*Problem*:
Filter this material down to the lines that hold "components", copying each one.

*Supplied material*:
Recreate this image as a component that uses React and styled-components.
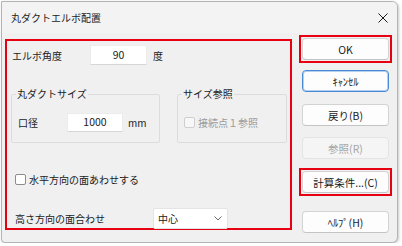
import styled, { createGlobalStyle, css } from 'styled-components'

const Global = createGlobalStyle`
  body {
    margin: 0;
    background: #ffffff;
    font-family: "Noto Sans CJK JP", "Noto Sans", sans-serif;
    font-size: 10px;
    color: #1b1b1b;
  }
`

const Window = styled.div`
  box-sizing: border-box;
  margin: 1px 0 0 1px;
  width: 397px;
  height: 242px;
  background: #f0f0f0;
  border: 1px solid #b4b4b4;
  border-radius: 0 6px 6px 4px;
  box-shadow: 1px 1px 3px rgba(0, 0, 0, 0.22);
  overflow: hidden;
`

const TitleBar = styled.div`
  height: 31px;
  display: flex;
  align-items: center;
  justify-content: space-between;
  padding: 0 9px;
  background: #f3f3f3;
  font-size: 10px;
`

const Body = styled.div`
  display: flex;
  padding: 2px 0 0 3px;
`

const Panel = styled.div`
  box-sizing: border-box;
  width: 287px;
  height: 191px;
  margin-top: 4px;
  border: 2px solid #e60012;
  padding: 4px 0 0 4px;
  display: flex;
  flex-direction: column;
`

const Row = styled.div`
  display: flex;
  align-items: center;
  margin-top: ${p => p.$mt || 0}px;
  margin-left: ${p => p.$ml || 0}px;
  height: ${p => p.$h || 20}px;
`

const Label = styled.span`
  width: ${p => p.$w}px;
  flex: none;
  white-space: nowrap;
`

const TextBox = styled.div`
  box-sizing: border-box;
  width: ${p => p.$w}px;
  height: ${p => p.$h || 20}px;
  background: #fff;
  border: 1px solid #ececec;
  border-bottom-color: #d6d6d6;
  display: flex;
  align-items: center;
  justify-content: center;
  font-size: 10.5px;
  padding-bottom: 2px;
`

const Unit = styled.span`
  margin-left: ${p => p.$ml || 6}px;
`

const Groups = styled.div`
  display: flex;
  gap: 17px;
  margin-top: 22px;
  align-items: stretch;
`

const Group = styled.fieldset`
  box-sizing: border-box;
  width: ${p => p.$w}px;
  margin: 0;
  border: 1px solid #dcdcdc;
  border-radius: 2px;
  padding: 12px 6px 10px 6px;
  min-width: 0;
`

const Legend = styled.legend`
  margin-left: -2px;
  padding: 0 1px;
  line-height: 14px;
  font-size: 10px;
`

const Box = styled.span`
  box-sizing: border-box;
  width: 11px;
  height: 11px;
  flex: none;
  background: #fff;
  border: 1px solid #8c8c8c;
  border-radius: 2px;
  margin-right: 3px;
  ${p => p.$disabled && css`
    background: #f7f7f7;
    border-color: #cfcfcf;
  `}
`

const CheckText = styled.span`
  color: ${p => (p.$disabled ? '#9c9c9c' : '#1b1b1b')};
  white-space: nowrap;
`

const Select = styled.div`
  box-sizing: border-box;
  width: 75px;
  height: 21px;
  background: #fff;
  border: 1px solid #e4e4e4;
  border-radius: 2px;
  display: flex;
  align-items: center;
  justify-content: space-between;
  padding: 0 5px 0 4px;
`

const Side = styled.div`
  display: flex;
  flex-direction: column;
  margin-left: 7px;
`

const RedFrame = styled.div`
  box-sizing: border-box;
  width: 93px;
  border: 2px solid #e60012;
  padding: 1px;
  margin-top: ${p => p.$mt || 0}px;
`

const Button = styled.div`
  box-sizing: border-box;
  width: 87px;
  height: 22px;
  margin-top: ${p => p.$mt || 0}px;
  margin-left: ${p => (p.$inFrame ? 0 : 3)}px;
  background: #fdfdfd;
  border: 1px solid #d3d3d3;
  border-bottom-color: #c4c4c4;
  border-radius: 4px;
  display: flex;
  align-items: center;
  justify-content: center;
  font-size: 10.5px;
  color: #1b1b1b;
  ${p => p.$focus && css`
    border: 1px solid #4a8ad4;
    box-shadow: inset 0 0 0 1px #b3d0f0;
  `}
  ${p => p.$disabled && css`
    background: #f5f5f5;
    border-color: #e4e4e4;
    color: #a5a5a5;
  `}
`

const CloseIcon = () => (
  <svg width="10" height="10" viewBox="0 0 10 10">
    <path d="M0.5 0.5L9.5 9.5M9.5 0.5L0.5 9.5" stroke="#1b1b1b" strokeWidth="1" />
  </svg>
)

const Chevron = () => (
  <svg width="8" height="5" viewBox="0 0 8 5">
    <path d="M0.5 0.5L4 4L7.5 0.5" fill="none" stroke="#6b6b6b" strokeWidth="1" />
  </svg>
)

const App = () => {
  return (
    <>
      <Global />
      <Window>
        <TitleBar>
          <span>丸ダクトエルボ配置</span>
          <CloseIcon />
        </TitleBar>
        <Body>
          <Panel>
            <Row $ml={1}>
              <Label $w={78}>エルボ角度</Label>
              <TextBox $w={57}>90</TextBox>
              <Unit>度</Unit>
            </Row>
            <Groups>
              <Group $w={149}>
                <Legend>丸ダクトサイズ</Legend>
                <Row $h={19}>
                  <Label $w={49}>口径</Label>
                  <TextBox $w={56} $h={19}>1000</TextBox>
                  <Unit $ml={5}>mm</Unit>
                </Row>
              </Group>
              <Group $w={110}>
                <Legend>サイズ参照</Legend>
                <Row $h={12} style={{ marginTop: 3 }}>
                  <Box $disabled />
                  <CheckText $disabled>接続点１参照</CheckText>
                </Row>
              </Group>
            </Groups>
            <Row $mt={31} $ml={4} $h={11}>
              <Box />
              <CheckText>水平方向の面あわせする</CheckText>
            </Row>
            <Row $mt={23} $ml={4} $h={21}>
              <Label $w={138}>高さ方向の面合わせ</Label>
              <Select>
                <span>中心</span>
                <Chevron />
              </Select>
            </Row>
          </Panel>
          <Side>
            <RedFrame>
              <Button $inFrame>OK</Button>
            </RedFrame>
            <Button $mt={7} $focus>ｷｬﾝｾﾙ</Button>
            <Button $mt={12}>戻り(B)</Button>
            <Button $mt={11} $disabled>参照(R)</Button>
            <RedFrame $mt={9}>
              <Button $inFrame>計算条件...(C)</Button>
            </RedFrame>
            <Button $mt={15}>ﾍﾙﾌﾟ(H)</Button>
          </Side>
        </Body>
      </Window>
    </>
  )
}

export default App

*In response*:
Recreate this image as a component that uses React and styled-components.
import styled, { createGlobalStyle, css } from 'styled-components'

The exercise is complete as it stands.